Mary Curtis Ratcliff: How I Describe Myself as an Artist
Mary Curtis Ratcliff talks about her art rooted in nature and natural phenomena, her views about her own ‘success’ as an artist, and the role of gratitude in the way she approaches her art and her life.
Mary Curtis Ratcliff talks to Kakoli Mitra about how she would describe herself. She was brought up to live a rote life according to the privilege she enjoyed as a European-American from a family with some means. However, she chose a different path for herself — a difficult path that was not financially secure — by deciding to be an artist. She has supported herself through many different kinds of odd jobs and has not stopped doing her work, her art, for the past 50 years.
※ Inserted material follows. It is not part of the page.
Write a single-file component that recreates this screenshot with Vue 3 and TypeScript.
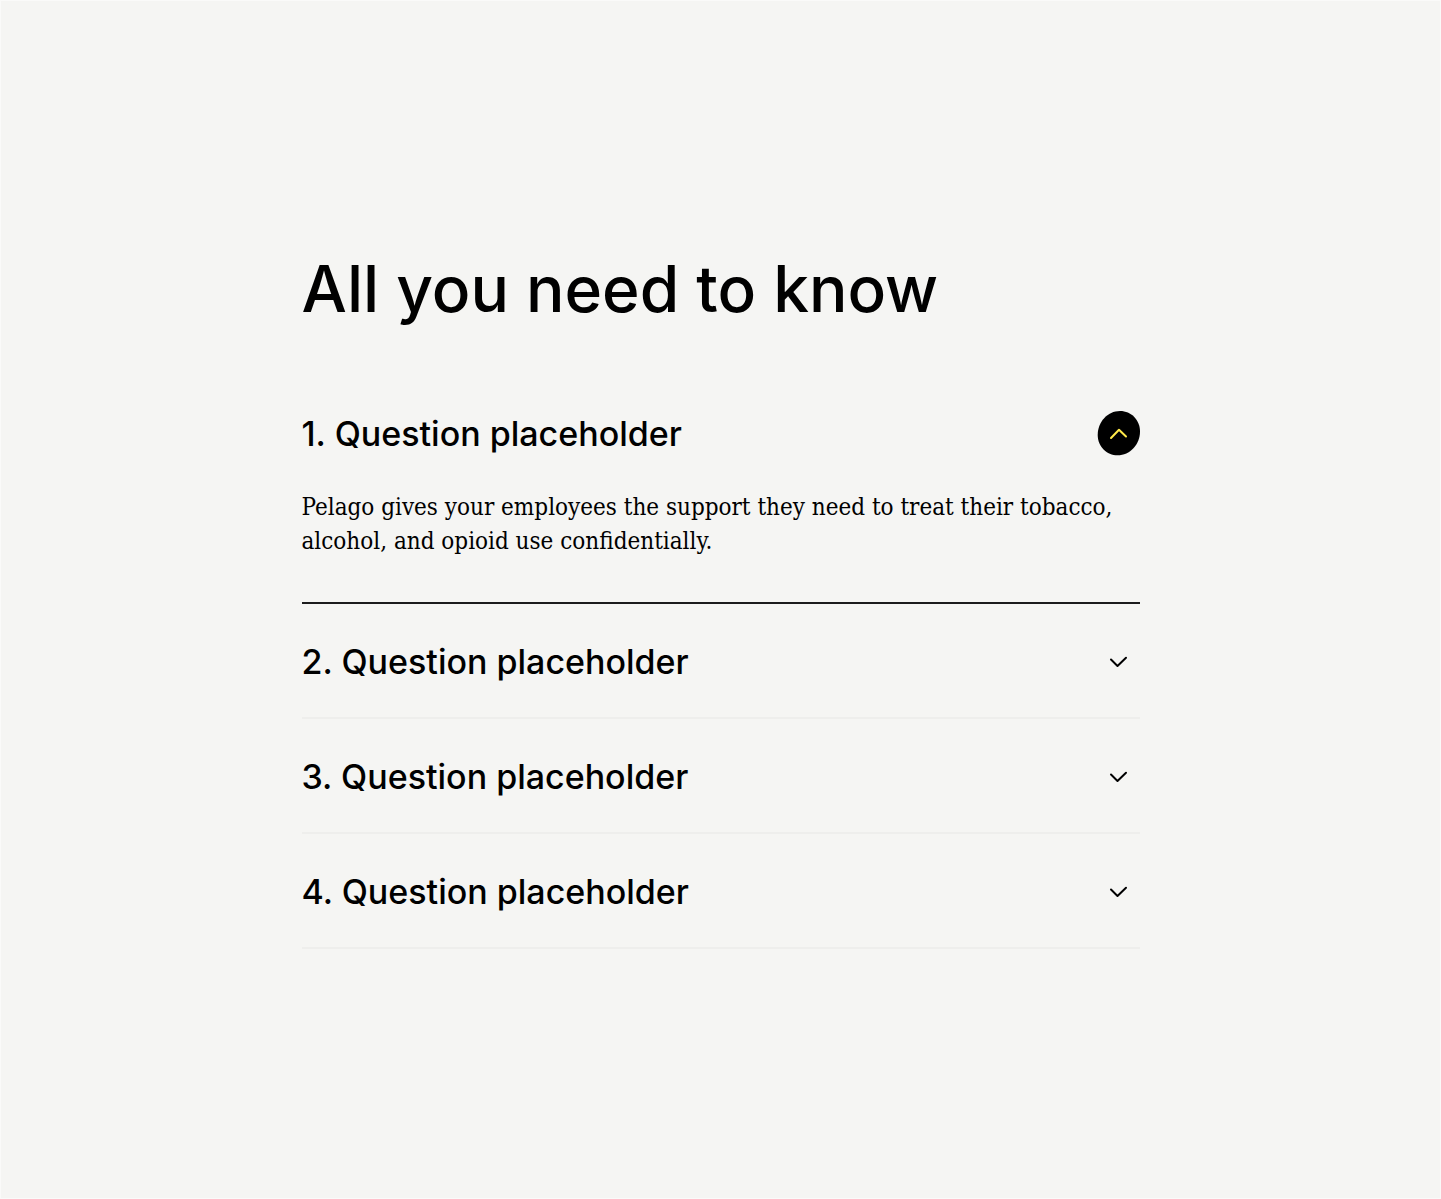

Her work is sculpture and two-dimensional art that incorporate a lot of natural phenomena. She is always looking at nature and taking photographs; she uses her photographs to depict what she sees as beautiful. Her photographs are incorporated into compositions that use overlay, paints, watercolor, colored pencils, graphite, and anything else to convey something about nature and the beauty of nature, the calmness of nature. Mary Curtis describes her views about her own ‘success’ as an artist, both within the wider capitalist context and her own personal values. She speaks of the role of gratitude — and how it has evolved over time — in the way she approaches her art and her life.